Backstory:  The first of the year our insurance company, Blue Cross and Blue Shield of South Carolina, decided a lot of the medicines I take for both my asthma and my PPD were just not correct and made me either pay full price (Lexipro was almost $200 for a 30 day supply), or my doctor, who obviously, according to them, did not know what she was doing when she prescribed these life saving prescriptions, needed to put me on something else (aka, something cheaper for them to pay for than what I was currently taking).  So, off the wonderful Lexipro I went, onto a generic form of another drug.  This drug only took the edge off my PPD.  It kept my panic attacks from exploding and becoming uncontrollable, but I was still weepy and anxious and very irritable.  In a nutshell:  it wasn’t helping me much at all.

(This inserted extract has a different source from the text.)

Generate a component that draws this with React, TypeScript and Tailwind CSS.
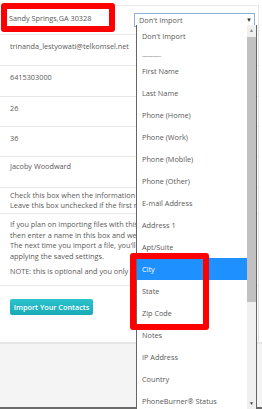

So, yesterday he accompanied me to the doctor’s office and helped explain, from another view point, what was going on.  I am now on Wellbutrin.  I took one as soon as we filled the prescription at CVS, even though she warned us that taking later in the day (you are supposed to take it first thing in the morning) would likely result in my not being able to sleep at bedtime.  (BTW, yes, I had trouble sleeping, but it was SO worth it!)

I feel so balanced out, emotionally.  I was able to play with the two little ones on the bed last night, instead of freaking out that their antics were going make them fall off the bed and break something (yes, PPD makes me completely insane with anxiety over the stupidest thing).  Freaking out usually leads to my extreme irritability, because of me feeling so out of control – like how I will sometimes cry if I get really angry at someone (legit angry, not PPD angry).  I have personal control issues which the PPD figured out and ran with all the way to China and back.

Today has been even better, so far.  Apparently, this is also used to treat ADD and ADHD (I went off Ritalin when we trying to conceive Rowan and just never had it re-prescribed because of the hassle), so I am also able to focus and retain some short term memory (I remembered several things for work I had forgotten about last night).

To summarize:  This drug is, so far, completely awesome.  So you can cancel that tailoring appointment I had for the white jacket with the extra long sleeves.